Ma c’è timore che il vaccino anti-Covid possa non funzionare sulla variante italiana ? “Teoricamente no – risponde Caruso – Il vaccino genera una risposta complessa verso tante aree della proteina Spike. Anche se vi fossero alcuni anticorpi non in grado di riconoscere una zona mutata come quella in posizione 501 o 493, ce ne sarebbero sicuramente altri in grado di legarsi a porzioni non mutate della proteina. Il loro legame sarebbe sufficiente a impedire l’interazione tra Spike e recettore cellulare, anche solo per una sorta di ‘ingombro sterico’ che gli anticorpi creerebbero sulla superficie del virus. In poco tempo avremo comunque una risposta certa a questa domanda”. “L’alta carica virale presente nei tamponi di agosto e novembre” eseguiti sul paziente che non si negativizzava “ci ha permesso di isolare a Brescia i mutanti virali. Questo – sostiene Caruso – ci permetterà di cimentare questi virus con i sieri di pazienti Covid-19 ottenuti durante la prima ondata pandemica, e di valutare la capacità degli anticorpi di neutralizzare questa variante rispetto ai ceppi virali circolanti in precedenza. Appena disponibili, verranno valutati in modo analogo anche sieri di pazienti vaccinati. Io resto al momento ottimista“, conclude il presidente dei virologi italiani.

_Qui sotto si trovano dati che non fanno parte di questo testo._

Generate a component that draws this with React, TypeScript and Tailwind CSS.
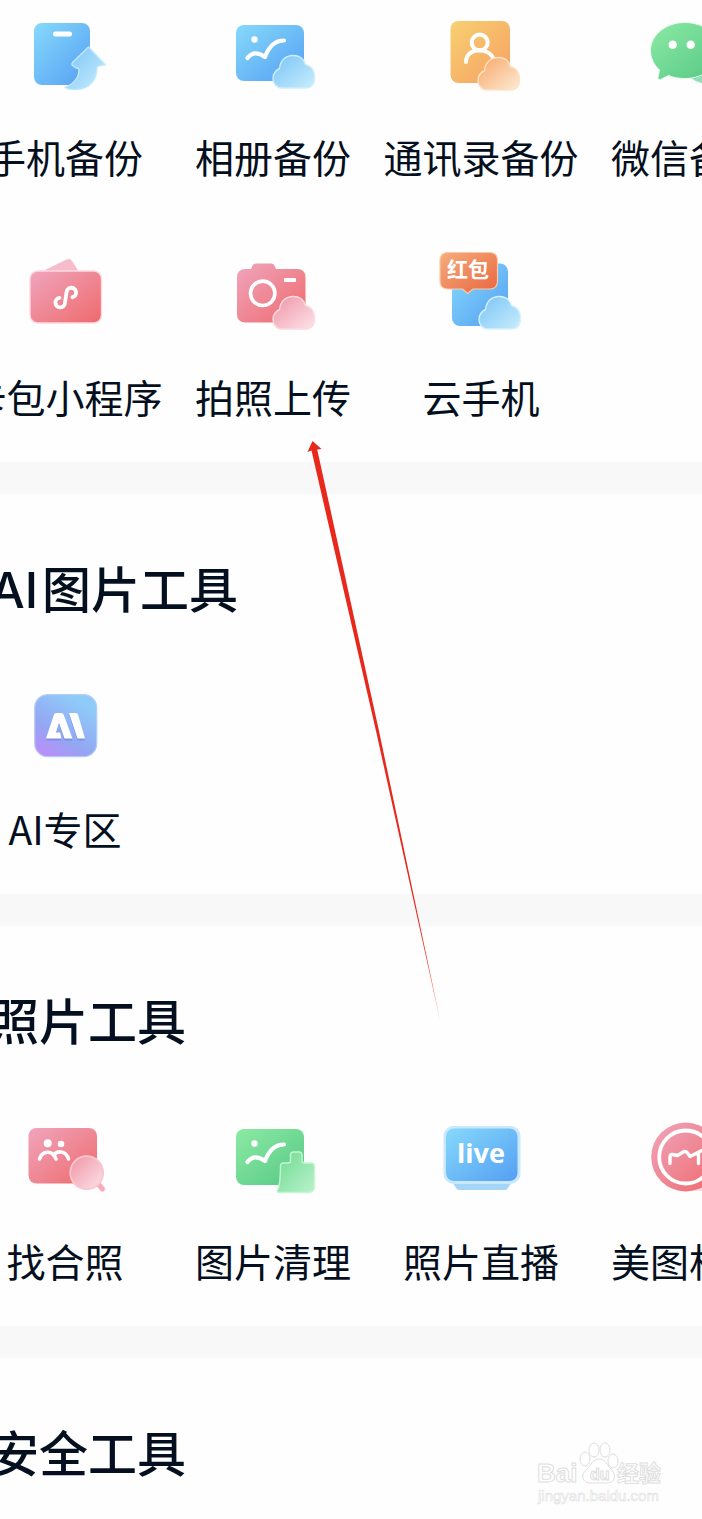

Pregliasco: “Sarà cruciale studiare la variante italiana anche per il vaccino”

E’ interessante questo studio italiano che suggerisce che, chissà, la variante inglese” del coronavirus Sars-CoV-2 “magari non è neanche nata in Inghilterra, ma in Gb sono solo riusciti a individuarla per primi. Studiare le varianti è importante e questi studi di notevole valore per la capacità tecnica dei colleghi mostrano che bisogna andare in questa direzione velocemente per verificare anche l’efficacia del vaccino. In parallelo questi approfondimenti, queste indagini di secondo livello sono assolutamente necessarie“. Il virologo dell’università degli Studi di Milano, Fabrizio Pregliasco, commenta così all’Adnkronos Salute la scoperta a Brescia della variante di Sars-CoV-2.

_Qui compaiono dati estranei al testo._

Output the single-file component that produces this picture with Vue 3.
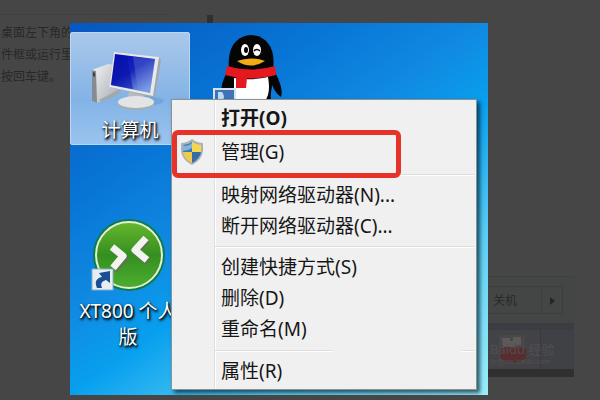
<template>
    <div class="page">
        <div class="article">
            <p>桌面左下角的</p>
            <p>件框或运行里</p>
            <p>按回车键。</p>
        </div>
        <span class="page-mark"></span>
        <div class="shot">
            <div class="shutdown">
                <button type="button" class="shutdown-main">关机</button>
                <button type="button" class="shutdown-more" aria-label="更多">
                    <svg width="5" height="8" viewBox="0 0 5 8"><path d="M0 0L5 4L0 8Z" fill="#252525" /></svg>
                </button>
            </div>
            <div class="taskbar">
                <svg class="stamp" width="30" height="30" viewBox="0 0 30 30">
                    <rect x="1" y="1" width="26" height="26" fill="#4a4748" />
                    <path d="M4 4h8v3h3v-4h8v8h-4v3H5z" fill="#5d595a" />
                    <path d="M2 16q3-4 9-3q9-1 17 2v9q-7 5-15 4q-8 0-11-5z" fill="#592c2e" />
                </svg>
                <div class="watermark">
                    <span>Baidu 经验</span>
                    <small>jingyan.baidu.com</small>
                </div>
            </div>
        </div>
        <div class="viewer">
            <div class="desktop">
                <div class="tile computer">
                    <svg class="computer-icon" width="76" height="62" viewBox="0 0 76 62">
                        <defs>
                            <linearGradient id="screen" x1="0" y1="0" x2="0.7" y2="1">
                                <stop offset="0" stop-color="#0710b8" />
                                <stop offset="0.5" stop-color="#1422b8" />
                                <stop offset="1" stop-color="#7fa2e8" />
                            </linearGradient>
                            <linearGradient id="metal" x1="0" y1="0" x2="1" y2="1">
                                <stop offset="0" stop-color="#f3f4f5" />
                                <stop offset="1" stop-color="#a9adb3" />
                            </linearGradient>
                        </defs>
                        <ellipse cx="52" cy="50" rx="22" ry="5" fill="#6b9dd0" opacity="0.6" />
                        <path d="M2 19L18 13L27 14V42L7 52L2 50Z" fill="url(#metal)" />
                        <path d="M2 19L6 20L7 52L2 50Z" fill="#868b91" />
                        <path d="M3 21L5 22V26L3 25Z" fill="#3d4245" />
                        <path d="M9 49L28 39L31 42L13 51Z" fill="#a3a8b0" />
                        <path d="M39 40L54 42L52 52H37Z" fill="#b7bbc0" />
                        <ellipse cx="46" cy="53" rx="18" ry="6" fill="#a9adb1" />
                        <ellipse cx="46" cy="51" rx="18" ry="6" fill="#e3e4e5" />
                        <path d="M24 1L68 6L71 9L65 45L61 46L19 36Z" fill="#a2a6aa" />
                        <path d="M24 1L69 6L63 45L19 36Z" fill="#e7e8ea" />
                        <path d="M25 3L65 8L60 42L21 34Z" fill="url(#screen)" />
                        <path d="M43 6L65 8L60 42L48 39Z" fill="#7691df" opacity="0.3" />
                        <path d="M26 4L37 5L43 38L21 34Z" fill="#030da4" opacity="0.5" />
                    </svg>
                    <span class="caption">计算机</span>
                </div>

                <div class="tile qq">
                    <svg width="70" height="66" viewBox="0 0 70 66">
                        <path d="M17 32C10 40 6 52 8 60H20V66H57C56 58 58 54 58 50C60 55 64 60 67 62C70 54 63 40 58 32Z" fill="#050505" />
                        <path d="M15 34C13 14 21 1 37 0C53 1 62 14 59 34Z" fill="#050505" />
                        <path d="M20 43Q37 46 54 42Q57 58 51 66H20Z" fill="#fff" />
                        <path d="M13 31Q38 38 61 31L62 40Q38 47 11 40Z" fill="#e51820" />
                        <path d="M22 42L33 43L32 53H22Z" fill="#e51820" />
                        <ellipse cx="31" cy="15" rx="4" ry="6" fill="#fff" />
                        <ellipse cx="43" cy="15" rx="4" ry="6" fill="#fff" />
                        <ellipse cx="32" cy="15" rx="2" ry="3" fill="#050505" />
                        <path d="M40 16Q43 13 46 16" fill="none" stroke="#050505" stroke-width="1.5" />
                        <path d="M23 26Q37 21 51 26Q37 35 23 26Z" fill="#f3ad12" />
                        <rect x="0" y="54" width="21" height="18" fill="#4073b7" stroke="#d5e3ef" stroke-width="2" />
                        <path d="M4 66V57H8Q12 62 8 66Z" fill="#bcdcf5" />
                    </svg>
                </div>

                <div class="tile xt">
                    <svg width="76" height="76" viewBox="0 0 76 76">
                        <defs>
                            <linearGradient id="leaf" x1="0" y1="0" x2="0" y2="1">
                                <stop offset="0" stop-color="#67b72e" />
                                <stop offset="0.5" stop-color="#358f20" />
                                <stop offset="1" stop-color="#4cae30" />
                            </linearGradient>
                        </defs>
                        <circle cx="39" cy="37" r="36" fill="#0b7c48" />
                        <circle cx="39" cy="37" r="33" fill="url(#leaf)" stroke="#e4efd8" stroke-width="2" />
                        <g fill="none" stroke-width="7" stroke-linejoin="round">
                            <path d="M23 31L35 40L24 52M57 22L46 34L58 44" stroke="#5f7352" />
                            <path d="M22 29L33 38L23 50M56 20L45 32L57 42" stroke="#f3f3ef" />
                        </g>
                        <rect x="2" y="51" width="21" height="21" fill="#e6eef4" stroke="#8bacc2" />
                        <path d="M7 70Q3 61 12 59L9 55L20 53V65L16 62Q9 64 12 70Z" fill="#1b4d93" />
                    </svg>
                    <span class="caption">XT800 个人版</span>
                </div>

                <div class="menu" role="menu">
                    <template v-for="item in items" :key="item.id">
                        <hr v-if="item.line" class="line" :class="{ broken: item.broken }" />
                        <button v-else type="button" role="menuitem" class="item" :class="item.kind">
                            <span class="gutter">
                                <svg v-if="item.kind === 'manage'" width="22" height="26" viewBox="0 0 22 26">
                                    <path d="M11 0Q16 4 22 4V12Q21 21 11 26Q1 21 0 12V4Q6 4 11 0Z" fill="#a9b2b8" />
                                    <path d="M11 3V13H2V6Q7 6 11 3Z" fill="#3c78b4" />
                                    <path d="M11 3Q15 6 20 6V13H11Z" fill="#f5d552" />
                                    <path d="M2 13H11V24Q3 20 2 13Z" fill="#f0cb4a" />
                                    <path d="M11 13H20Q19 20 11 24Z" fill="#356ca5" />
                                    <path d="M4 7Q8 7 11 4V9Q7 12 2 12V6Z" fill="#b9dcec" opacity="0.6" />
                                </svg>
                            </span>
                            <span>{{ item.text }}</span>
                        </button>
                    </template>
                </div>
                <div class="highlight"></div>
            </div>
        </div>
    </div>
</template>

<script setup>
import { ref } from 'vue'

let id = 0
const items = ref([
    { id: id++, text: '打开(O)', kind: 'open' },
    { id: id++, text: '管理(G)', kind: 'manage' },
    { id: id++, line: true },
    { id: id++, text: '映射网络驱动器(N)...' },
    { id: id++, text: '断开网络驱动器(C)...' },
    { id: id++, line: true },
    { id: id++, text: '创建快捷方式(S)' },
    { id: id++, text: '删除(D)' },
    { id: id++, text: '重命名(M)' },
    { id: id++, line: true, broken: true },
    { id: id++, text: '属性(R)' }
])
</script>

<style>
body {
    background: #464646;
}
</style>

<style scoped>
.page {
    position: relative;
    display: flex;
    flex-direction: column;
    justify-content: space-between;
    box-sizing: border-box;
    min-height: 100vh;
    padding: 14px 0 23px;
    overflow: hidden;
    background: #464646;
    font-family: "Noto Sans", "Noto Sans CJK SC", sans-serif;
}
.article {
    width: 170px;
    padding: 6px 0 0 1px;
    box-sizing: border-box;
    border-top: 1px solid #404040;
    color: #282828;
    font: 12px/22px "Noto Sans CJK SC", sans-serif;
}
.article p {
    margin: 0;
}
.page-mark {
    position: absolute;
    left: 207px;
    top: 15px;
    width: 6px;
    height: 10px;
    background: #303032;
}
button {
    margin: 0;
    padding: 0;
    border: 0;
    background: none;
    font: inherit;
    color: inherit;
}
.shot {
    align-self: flex-end;
    width: 86px;
    margin-right: 26px;
    border-top: 1px solid #404040;
    border-bottom: 8px solid #303030;
    background: #444645;
}
.shutdown {
    display: flex;
    height: 26px;
    margin: 9px 11px 9px 0;
    border: 1px solid #3c3c3c;
    border-left: 0;
    border-radius: 2px;
    color: #292929;
    font: 12px/26px "Noto Sans CJK SC", sans-serif;
}
.shutdown-main {
    flex: 1;
    padding-left: 5px;
    text-align: left;
}
.shutdown-more {
    width: 21px;
    border-left: 1px solid #3e3e3e;
}
.taskbar {
    position: relative;
    height: 46px;
    box-sizing: border-box;
    padding: 4px 10px;
    border-top: 7px solid #3c3d42;
    background: linear-gradient(90deg, #434347 52px, #38393d 52px, #38393d 53px, #404146 53px);
}
.stamp {
    display: block;
}
.watermark {
    position: absolute;
    left: 2px;
    top: 11px;
    display: flex;
    flex-direction: column;
    color: #4e4f52;
    font-size: 13px;
    line-height: 16px;
    white-space: nowrap;
}
.watermark small {
    font-size: 7px;
    line-height: 10px;
}
.viewer {
    position: absolute;
    inset: 0;
    display: flex;
    padding: 23px 112px 5px 70px;
}
.desktop {
    position: relative;
    flex: 1;
    overflow: hidden;
    background: linear-gradient(145deg, #0757c0 0%, #0876d6 28%, #108ae2 44%, #08a0ee 56%, #5fd0f5 77%, #9beefa 100%);
}
.tile {
    position: absolute;
    display: flex;
    flex-direction: column;
    align-items: center;
}
.computer {
    left: 0;
    top: 9px;
    width: 120px;
    height: 113px;
    box-sizing: border-box;
    padding-top: 18px;
    border: 1px solid #b8d9f5;
    border-radius: 2px;
    background: linear-gradient(#a9c8ea, #83b3e6 60%, #9ac4ef);
}
.computer-icon {
    margin-right: 4px;
}
.qq {
    left: 144px;
    top: 12px;
}
.qq svg {
    overflow: visible;
}
.xt {
    left: 6px;
    top: 195px;
    width: 104px;
}
.caption {
    margin-top: 4px;
    color: #fff;
    font-size: 19px;
    line-height: 26px;
    text-align: center;
    text-shadow: 1px 1px 2px #000, 1px 2px 3px #000;
}
.menu {
    position: absolute;
    left: 101px;
    top: 76px;
    width: 306px;
    box-sizing: border-box;
    padding: 3px 2px 2px;
    border: 1px solid #8a9296;
    background: linear-gradient(90deg, #f0f0f0 42px, #dfe0e1 42px, #dfe0e1 43px, #fff 43px, #fff 44px, #f0f0f0 44px);
    box-shadow: 3px 3px 4px rgba(0, 30, 45, 0.7);
}
.item {
    display: flex;
    align-items: center;
    width: 100%;
    height: 31px;
    color: #161616;
    font-size: 19px;
    line-height: 31px;
    text-align: left;
    white-space: nowrap;
}
.item.open {
    font-weight: bold;
}
.item.manage {
    height: 36px;
}
.gutter {
    display: flex;
    width: 47px;
    padding-left: 7px;
    box-sizing: border-box;
}
.line {
    height: 1px;
    margin: 4px 0 4px 41px;
    border: 0;
    border-top: 1px solid #dcdcdc;
    background: #fff;
}
.line.broken {
    margin-top: 5px;
    background: linear-gradient(90deg, #fff 117px, #f0f0f0 117px, #f0f0f0 246px, #fff 246px);
    border-image: linear-gradient(90deg, #dcdcdc 117px, #f0f0f0 117px, #f0f0f0 246px, #dcdcdc 246px) 1;
}
.highlight {
    position: absolute;
    left: 102px;
    top: 107px;
    width: 229px;
    height: 48px;
    box-sizing: border-box;
    border: 5px solid #e5332a;
    border-radius: 6px;
}
</style>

“Sappiamo che i virus a Rna come il coronavirus Sars-CoV-2 si modificano – osserva Pregliasco – Anche il virus influenzale ha una simile costituzione. Rovescia l’incapacità di replicarsi uguale a se stesso facendo in modo di porre nell’ambiente varianti che consentano il prevalere di elementi vantaggiosi” per se stesso. Da quando è apparso Sars-CoV-2 “sappiamo che di mutazioni ce ne sono state tante, più di 12mila fra piccole variazioni e altre più significative”. Ed è “importante monitorare questo aspetto”, evidenzia lo specialista, anche per il vaccino. Caruso si è definito ragionevolmente ottimista sul fatto che l’iniezione scudo dovrebbe essere in grado di contrastare anche la variante. “Questo è positivo ed è un aspetto che va approfondito, sarebbe la conferma che gli anticorpi, essendo rivolti verso più parti” della proteina Spike del virus, “danno una protezione anche se qualcuno non trova il suo bersaglio. Questi virus sono instabili di per sé, non ci stupisce – conclude Pregliasco – E’ cruciale però continuare a condurre indagini di questo tipo“.